> _Problem details_
Find the lines containing the word "components" and copy every one of them.

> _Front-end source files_
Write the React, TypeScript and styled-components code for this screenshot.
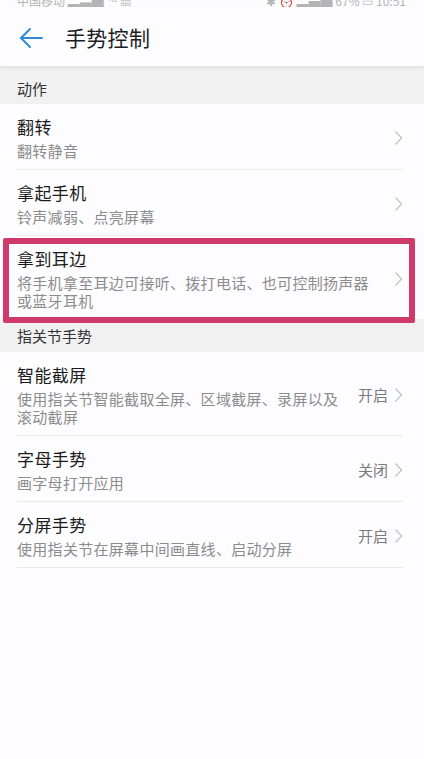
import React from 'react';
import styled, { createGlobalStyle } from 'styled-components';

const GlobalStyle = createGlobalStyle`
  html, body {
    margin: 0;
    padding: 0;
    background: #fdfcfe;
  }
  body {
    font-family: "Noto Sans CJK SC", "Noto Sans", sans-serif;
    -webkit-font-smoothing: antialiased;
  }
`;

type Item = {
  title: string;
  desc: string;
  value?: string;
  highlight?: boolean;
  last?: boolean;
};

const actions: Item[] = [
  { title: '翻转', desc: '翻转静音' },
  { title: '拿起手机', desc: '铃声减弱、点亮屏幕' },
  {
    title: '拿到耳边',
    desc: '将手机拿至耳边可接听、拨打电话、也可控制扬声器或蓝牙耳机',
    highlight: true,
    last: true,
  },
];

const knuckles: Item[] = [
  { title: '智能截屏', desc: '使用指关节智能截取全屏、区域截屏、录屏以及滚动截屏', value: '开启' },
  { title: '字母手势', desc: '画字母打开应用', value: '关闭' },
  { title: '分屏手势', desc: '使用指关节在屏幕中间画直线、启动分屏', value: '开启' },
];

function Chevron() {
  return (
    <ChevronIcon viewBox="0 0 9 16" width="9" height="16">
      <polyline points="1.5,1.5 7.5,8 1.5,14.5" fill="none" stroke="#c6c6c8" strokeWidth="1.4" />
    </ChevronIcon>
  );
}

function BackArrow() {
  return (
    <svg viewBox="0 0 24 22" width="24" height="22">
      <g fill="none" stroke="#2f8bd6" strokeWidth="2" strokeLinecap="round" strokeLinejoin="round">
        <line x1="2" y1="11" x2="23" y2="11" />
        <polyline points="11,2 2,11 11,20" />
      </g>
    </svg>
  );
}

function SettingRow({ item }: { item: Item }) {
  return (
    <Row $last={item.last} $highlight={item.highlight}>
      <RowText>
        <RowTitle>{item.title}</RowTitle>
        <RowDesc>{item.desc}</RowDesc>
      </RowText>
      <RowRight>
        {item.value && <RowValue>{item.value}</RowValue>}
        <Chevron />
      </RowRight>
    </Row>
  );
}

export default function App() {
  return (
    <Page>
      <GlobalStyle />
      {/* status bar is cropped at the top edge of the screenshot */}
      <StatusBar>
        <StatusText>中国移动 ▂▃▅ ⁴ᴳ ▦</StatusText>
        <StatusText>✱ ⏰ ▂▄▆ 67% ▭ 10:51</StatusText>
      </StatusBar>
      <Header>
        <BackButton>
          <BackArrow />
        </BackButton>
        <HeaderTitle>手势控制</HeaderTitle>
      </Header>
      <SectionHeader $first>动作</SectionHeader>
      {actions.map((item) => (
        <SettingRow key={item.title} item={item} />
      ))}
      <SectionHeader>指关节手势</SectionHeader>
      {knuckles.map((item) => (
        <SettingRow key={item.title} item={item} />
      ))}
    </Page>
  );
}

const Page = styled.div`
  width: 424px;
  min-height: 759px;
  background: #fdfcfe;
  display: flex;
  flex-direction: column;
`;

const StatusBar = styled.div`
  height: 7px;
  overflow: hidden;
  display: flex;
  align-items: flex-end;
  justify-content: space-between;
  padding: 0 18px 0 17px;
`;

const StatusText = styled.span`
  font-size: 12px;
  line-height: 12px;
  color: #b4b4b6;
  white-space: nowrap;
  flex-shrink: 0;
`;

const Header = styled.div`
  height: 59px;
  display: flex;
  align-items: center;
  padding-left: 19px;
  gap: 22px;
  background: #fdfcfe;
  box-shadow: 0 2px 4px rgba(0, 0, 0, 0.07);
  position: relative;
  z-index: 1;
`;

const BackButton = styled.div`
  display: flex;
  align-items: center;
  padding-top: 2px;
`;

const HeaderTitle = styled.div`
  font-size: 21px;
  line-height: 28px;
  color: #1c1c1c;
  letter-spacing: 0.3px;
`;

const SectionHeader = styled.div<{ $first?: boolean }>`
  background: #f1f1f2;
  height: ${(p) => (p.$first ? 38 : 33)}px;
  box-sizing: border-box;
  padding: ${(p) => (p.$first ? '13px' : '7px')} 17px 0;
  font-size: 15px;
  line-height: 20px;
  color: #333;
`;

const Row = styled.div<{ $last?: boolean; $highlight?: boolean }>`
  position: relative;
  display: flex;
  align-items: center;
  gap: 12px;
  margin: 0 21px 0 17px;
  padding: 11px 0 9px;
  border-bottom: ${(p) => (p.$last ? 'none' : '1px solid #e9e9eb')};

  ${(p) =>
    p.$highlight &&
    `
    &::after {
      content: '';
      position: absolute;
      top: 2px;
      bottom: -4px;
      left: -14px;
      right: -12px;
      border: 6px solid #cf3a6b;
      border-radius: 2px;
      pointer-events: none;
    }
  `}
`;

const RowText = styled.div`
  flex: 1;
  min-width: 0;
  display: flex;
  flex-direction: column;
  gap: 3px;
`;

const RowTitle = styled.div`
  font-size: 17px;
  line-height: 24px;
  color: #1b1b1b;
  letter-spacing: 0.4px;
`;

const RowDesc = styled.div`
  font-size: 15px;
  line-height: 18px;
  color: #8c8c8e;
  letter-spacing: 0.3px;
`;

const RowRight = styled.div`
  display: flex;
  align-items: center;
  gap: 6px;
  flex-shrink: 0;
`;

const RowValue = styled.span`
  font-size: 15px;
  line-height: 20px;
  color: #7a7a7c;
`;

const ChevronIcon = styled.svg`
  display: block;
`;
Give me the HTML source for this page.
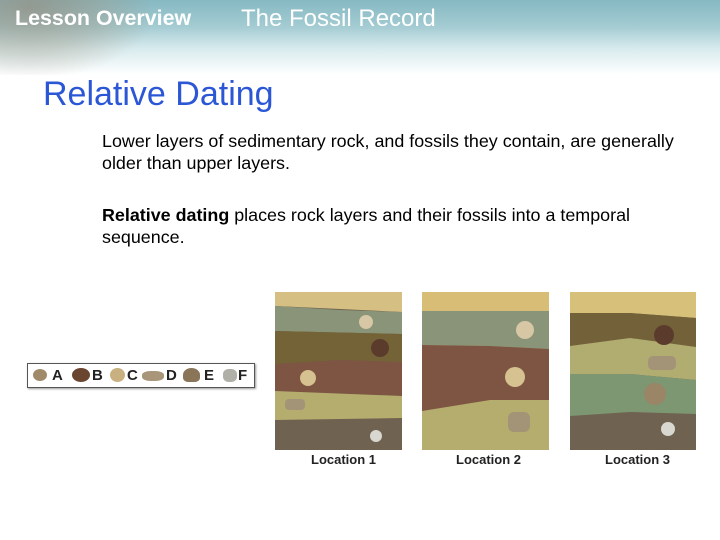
* * *
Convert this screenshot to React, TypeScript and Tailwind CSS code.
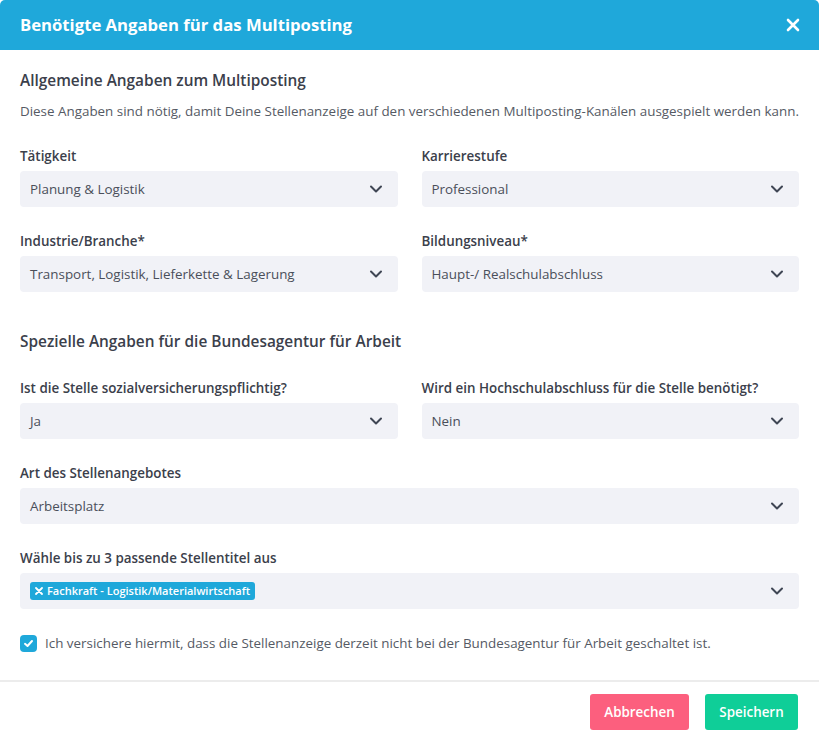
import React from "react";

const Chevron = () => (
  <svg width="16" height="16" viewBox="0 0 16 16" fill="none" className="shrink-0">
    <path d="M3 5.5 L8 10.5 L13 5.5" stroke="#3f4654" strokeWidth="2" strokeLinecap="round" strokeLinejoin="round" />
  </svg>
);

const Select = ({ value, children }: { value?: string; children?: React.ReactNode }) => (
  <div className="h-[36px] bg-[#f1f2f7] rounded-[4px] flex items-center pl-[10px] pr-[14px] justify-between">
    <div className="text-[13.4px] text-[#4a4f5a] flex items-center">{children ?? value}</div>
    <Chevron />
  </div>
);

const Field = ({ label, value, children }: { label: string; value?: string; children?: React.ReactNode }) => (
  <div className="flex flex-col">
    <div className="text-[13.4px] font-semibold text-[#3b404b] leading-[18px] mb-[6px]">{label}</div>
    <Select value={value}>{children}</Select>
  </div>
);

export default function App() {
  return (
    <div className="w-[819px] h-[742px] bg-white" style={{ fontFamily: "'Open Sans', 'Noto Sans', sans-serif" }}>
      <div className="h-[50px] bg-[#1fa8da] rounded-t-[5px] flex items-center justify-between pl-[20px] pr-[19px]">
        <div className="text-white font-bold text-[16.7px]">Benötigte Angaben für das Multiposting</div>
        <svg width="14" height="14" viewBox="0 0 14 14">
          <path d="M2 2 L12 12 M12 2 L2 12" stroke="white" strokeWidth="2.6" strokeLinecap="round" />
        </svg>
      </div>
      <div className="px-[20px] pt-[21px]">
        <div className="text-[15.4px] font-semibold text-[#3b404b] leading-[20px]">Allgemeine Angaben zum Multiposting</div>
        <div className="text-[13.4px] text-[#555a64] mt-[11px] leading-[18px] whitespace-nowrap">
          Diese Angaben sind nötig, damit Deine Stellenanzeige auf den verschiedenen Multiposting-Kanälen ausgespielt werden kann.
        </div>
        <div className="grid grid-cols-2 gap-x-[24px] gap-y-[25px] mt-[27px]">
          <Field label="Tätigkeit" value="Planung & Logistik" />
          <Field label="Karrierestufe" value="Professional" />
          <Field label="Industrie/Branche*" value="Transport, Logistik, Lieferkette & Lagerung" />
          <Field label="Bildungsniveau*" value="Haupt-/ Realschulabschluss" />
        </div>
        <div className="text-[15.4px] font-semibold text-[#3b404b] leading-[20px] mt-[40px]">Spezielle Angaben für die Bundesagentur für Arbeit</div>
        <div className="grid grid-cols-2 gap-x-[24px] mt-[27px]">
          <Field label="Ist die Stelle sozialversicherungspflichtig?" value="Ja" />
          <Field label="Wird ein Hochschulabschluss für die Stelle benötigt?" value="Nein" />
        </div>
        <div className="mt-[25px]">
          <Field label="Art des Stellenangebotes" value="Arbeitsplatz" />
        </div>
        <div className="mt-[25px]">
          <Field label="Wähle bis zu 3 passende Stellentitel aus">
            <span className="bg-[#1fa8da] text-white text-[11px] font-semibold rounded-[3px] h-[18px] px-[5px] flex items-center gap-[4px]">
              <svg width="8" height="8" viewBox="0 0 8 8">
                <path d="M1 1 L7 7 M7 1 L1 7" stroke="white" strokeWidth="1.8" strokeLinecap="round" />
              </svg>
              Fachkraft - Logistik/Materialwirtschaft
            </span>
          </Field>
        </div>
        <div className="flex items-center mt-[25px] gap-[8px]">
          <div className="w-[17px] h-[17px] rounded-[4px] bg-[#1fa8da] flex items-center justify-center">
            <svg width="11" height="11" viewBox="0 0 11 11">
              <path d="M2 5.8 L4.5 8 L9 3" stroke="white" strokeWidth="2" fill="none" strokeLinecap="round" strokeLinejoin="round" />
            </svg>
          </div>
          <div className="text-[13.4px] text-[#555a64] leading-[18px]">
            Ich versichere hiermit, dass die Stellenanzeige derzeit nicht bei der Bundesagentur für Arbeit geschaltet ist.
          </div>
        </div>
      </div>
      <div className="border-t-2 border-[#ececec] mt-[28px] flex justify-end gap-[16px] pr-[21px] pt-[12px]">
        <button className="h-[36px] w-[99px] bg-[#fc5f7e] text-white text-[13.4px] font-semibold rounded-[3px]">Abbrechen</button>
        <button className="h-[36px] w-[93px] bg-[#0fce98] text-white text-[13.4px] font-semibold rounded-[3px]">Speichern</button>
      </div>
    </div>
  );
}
--
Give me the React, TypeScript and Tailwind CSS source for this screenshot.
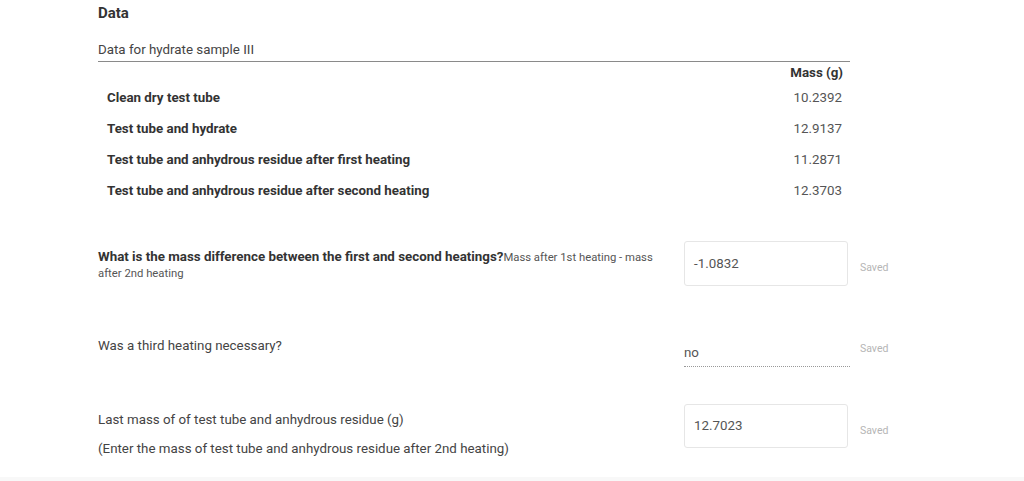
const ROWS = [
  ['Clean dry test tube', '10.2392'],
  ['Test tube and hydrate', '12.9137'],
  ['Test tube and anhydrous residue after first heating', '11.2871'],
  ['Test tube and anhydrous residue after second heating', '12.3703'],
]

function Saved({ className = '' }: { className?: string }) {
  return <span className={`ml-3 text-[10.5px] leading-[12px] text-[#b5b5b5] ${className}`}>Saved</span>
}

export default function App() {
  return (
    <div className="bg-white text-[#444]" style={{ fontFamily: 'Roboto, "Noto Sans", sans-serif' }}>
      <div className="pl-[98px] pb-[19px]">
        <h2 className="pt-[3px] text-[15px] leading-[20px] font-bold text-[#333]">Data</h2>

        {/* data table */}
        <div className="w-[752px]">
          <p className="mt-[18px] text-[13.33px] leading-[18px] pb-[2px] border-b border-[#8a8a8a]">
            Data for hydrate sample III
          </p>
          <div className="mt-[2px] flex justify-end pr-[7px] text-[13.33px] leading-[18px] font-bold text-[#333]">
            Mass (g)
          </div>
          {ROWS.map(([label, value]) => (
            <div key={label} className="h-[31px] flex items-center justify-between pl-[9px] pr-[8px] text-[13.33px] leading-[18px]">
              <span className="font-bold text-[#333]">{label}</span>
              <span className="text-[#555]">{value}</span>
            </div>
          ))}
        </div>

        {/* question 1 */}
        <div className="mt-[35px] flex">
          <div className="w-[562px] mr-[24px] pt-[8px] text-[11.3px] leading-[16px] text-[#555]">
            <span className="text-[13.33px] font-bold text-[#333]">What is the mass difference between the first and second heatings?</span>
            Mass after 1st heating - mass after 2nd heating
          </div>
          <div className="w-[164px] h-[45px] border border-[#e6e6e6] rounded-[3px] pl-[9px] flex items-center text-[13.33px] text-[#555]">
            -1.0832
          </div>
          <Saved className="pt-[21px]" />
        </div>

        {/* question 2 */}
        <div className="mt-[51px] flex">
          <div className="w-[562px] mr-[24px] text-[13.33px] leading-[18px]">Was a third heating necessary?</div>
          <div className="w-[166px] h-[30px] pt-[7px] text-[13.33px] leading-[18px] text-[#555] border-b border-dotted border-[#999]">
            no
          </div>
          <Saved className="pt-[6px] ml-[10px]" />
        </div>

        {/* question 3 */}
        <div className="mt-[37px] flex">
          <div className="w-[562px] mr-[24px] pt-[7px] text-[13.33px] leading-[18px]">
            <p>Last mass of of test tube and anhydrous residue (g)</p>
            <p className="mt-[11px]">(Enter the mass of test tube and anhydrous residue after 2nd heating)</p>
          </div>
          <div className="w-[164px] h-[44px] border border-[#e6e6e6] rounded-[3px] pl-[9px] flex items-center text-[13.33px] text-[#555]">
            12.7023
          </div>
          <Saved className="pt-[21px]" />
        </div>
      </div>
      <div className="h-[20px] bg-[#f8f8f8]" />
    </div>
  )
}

> _Exercise solution_
Write the React, TypeScript and styled-components code for this screenshot.
import styled, { createGlobalStyle } from 'styled-components';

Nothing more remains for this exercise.